> [RECORDS PROVIDED]:
+ + + + + + +
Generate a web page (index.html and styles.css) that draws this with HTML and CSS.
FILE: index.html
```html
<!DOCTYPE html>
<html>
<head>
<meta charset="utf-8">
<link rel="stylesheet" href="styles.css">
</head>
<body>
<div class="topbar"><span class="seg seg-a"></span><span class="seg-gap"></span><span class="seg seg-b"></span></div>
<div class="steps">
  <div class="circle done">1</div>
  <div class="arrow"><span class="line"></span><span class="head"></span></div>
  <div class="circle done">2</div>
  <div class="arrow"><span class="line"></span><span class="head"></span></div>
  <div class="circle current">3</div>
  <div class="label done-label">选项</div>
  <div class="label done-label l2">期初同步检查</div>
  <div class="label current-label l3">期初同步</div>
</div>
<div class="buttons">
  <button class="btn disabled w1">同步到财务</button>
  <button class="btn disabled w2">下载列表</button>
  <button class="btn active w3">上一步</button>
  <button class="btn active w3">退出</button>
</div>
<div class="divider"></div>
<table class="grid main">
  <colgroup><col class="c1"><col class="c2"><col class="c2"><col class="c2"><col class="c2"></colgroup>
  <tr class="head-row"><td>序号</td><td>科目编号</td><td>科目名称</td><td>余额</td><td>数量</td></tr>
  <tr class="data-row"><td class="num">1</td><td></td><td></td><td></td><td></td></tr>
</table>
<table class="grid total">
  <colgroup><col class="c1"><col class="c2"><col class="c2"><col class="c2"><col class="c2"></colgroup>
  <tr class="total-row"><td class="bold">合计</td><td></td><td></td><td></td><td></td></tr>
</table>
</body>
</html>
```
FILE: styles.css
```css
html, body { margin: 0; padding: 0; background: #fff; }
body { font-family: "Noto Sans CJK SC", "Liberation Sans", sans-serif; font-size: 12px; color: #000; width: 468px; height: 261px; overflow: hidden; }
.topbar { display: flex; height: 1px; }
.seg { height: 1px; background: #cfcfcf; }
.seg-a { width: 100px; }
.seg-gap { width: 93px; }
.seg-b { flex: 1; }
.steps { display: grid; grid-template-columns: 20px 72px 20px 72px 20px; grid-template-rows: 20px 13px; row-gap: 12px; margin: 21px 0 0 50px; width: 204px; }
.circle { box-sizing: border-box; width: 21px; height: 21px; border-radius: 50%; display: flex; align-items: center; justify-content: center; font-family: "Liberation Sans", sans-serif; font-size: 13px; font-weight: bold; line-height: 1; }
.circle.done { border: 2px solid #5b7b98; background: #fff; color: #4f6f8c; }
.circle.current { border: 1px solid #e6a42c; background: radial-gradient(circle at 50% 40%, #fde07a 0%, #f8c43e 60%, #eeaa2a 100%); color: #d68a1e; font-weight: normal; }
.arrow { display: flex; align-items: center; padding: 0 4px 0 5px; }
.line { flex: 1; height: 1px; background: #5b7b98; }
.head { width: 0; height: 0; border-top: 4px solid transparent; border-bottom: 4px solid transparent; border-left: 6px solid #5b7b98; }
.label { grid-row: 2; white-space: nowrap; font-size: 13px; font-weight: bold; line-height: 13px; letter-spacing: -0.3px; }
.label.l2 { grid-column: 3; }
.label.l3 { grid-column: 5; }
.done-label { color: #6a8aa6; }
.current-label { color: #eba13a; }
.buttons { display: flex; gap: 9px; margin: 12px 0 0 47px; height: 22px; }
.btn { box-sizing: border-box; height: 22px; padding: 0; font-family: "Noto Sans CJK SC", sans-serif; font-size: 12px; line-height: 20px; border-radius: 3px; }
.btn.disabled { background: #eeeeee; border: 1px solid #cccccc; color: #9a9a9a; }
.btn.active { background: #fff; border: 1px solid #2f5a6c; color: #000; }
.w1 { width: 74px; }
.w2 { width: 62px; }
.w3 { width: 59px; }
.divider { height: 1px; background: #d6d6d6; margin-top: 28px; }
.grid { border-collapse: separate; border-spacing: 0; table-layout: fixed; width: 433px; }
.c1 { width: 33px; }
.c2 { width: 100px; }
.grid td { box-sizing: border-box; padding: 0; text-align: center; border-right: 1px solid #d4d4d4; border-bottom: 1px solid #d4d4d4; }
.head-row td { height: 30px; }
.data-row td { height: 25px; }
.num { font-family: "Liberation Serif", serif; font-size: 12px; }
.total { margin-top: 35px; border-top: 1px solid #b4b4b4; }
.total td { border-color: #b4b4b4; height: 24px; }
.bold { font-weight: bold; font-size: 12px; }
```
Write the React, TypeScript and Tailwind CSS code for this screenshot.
+ + + + + + +
> [REQUEST]:
Retype all of the data shown above, word for word.

> [ANSWER TO THIS EXERCISE]:
Generate a web page (index.html and styles.css) that draws this with HTML and CSS.
FILE: index.html
```html
<!DOCTYPE html>
<html>
<head>
<meta charset="utf-8">
<link rel="stylesheet" href="styles.css">
</head>
<body>
<div class="topbar"><span class="seg seg-a"></span><span class="seg-gap"></span><span class="seg seg-b"></span></div>
<div class="steps">
  <div class="circle done">1</div>
  <div class="arrow"><span class="line"></span><span class="head"></span></div>
  <div class="circle done">2</div>
  <div class="arrow"><span class="line"></span><span class="head"></span></div>
  <div class="circle current">3</div>
  <div class="label done-label">选项</div>
  <div class="label done-label l2">期初同步检查</div>
  <div class="label current-label l3">期初同步</div>
</div>
<div class="buttons">
  <button class="btn disabled w1">同步到财务</button>
  <button class="btn disabled w2">下载列表</button>
  <button class="btn active w3">上一步</button>
  <button class="btn active w3">退出</button>
</div>
<div class="divider"></div>
<table class="grid main">
  <colgroup><col class="c1"><col class="c2"><col class="c2"><col class="c2"><col class="c2"></colgroup>
  <tr class="head-row"><td>序号</td><td>科目编号</td><td>科目名称</td><td>余额</td><td>数量</td></tr>
  <tr class="data-row"><td class="num">1</td><td></td><td></td><td></td><td></td></tr>
</table>
<table class="grid total">
  <colgroup><col class="c1"><col class="c2"><col class="c2"><col class="c2"><col class="c2"></colgroup>
  <tr class="total-row"><td class="bold">合计</td><td></td><td></td><td></td><td></td></tr>
</table>
</body>
</html>
```
FILE: styles.css
```css
html, body { margin: 0; padding: 0; background: #fff; }
body { font-family: "Noto Sans CJK SC", "Liberation Sans", sans-serif; font-size: 12px; color: #000; width: 468px; height: 261px; overflow: hidden; }
.topbar { display: flex; height: 1px; }
.seg { height: 1px; background: #cfcfcf; }
.seg-a { width: 100px; }
.seg-gap { width: 93px; }
.seg-b { flex: 1; }
.steps { display: grid; grid-template-columns: 20px 72px 20px 72px 20px; grid-template-rows: 20px 13px; row-gap: 12px; margin: 21px 0 0 50px; width: 204px; }
.circle { box-sizing: border-box; width: 21px; height: 21px; border-radius: 50%; display: flex; align-items: center; justify-content: center; font-family: "Liberation Sans", sans-serif; font-size: 13px; font-weight: bold; line-height: 1; }
.circle.done { border: 2px solid #5b7b98; background: #fff; color: #4f6f8c; }
.circle.current { border: 1px solid #e6a42c; background: radial-gradient(circle at 50% 40%, #fde07a 0%, #f8c43e 60%, #eeaa2a 100%); color: #d68a1e; font-weight: normal; }
.arrow { display: flex; align-items: center; padding: 0 4px 0 5px; }
.line { flex: 1; height: 1px; background: #5b7b98; }
.head { width: 0; height: 0; border-top: 4px solid transparent; border-bottom: 4px solid transparent; border-left: 6px solid #5b7b98; }
.label { grid-row: 2; white-space: nowrap; font-size: 13px; font-weight: bold; line-height: 13px; letter-spacing: -0.3px; }
.label.l2 { grid-column: 3; }
.label.l3 { grid-column: 5; }
.done-label { color: #6a8aa6; }
.current-label { color: #eba13a; }
.buttons { display: flex; gap: 9px; margin: 12px 0 0 47px; height: 22px; }
.btn { box-sizing: border-box; height: 22px; padding: 0; font-family: "Noto Sans CJK SC", sans-serif; font-size: 12px; line-height: 20px; border-radius: 3px; }
.btn.disabled { background: #eeeeee; border: 1px solid #cccccc; color: #9a9a9a; }
.btn.active { background: #fff; border: 1px solid #2f5a6c; color: #000; }
.w1 { width: 74px; }
.w2 { width: 62px; }
.w3 { width: 59px; }
.divider { height: 1px; background: #d6d6d6; margin-top: 28px; }
.grid { border-collapse: separate; border-spacing: 0; table-layout: fixed; width: 433px; }
.c1 { width: 33px; }
.c2 { width: 100px; }
.grid td { box-sizing: border-box; padding: 0; text-align: center; border-right: 1px solid #d4d4d4; border-bottom: 1px solid #d4d4d4; }
.head-row td { height: 30px; }
.data-row td { height: 25px; }
.num { font-family: "Liberation Serif", serif; font-size: 12px; }
.total { margin-top: 35px; border-top: 1px solid #b4b4b4; }
.total td { border-color: #b4b4b4; height: 24px; }
.bold { font-weight: bold; font-size: 12px; }
```
Write the React, TypeScript and Tailwind CSS code for this screenshot.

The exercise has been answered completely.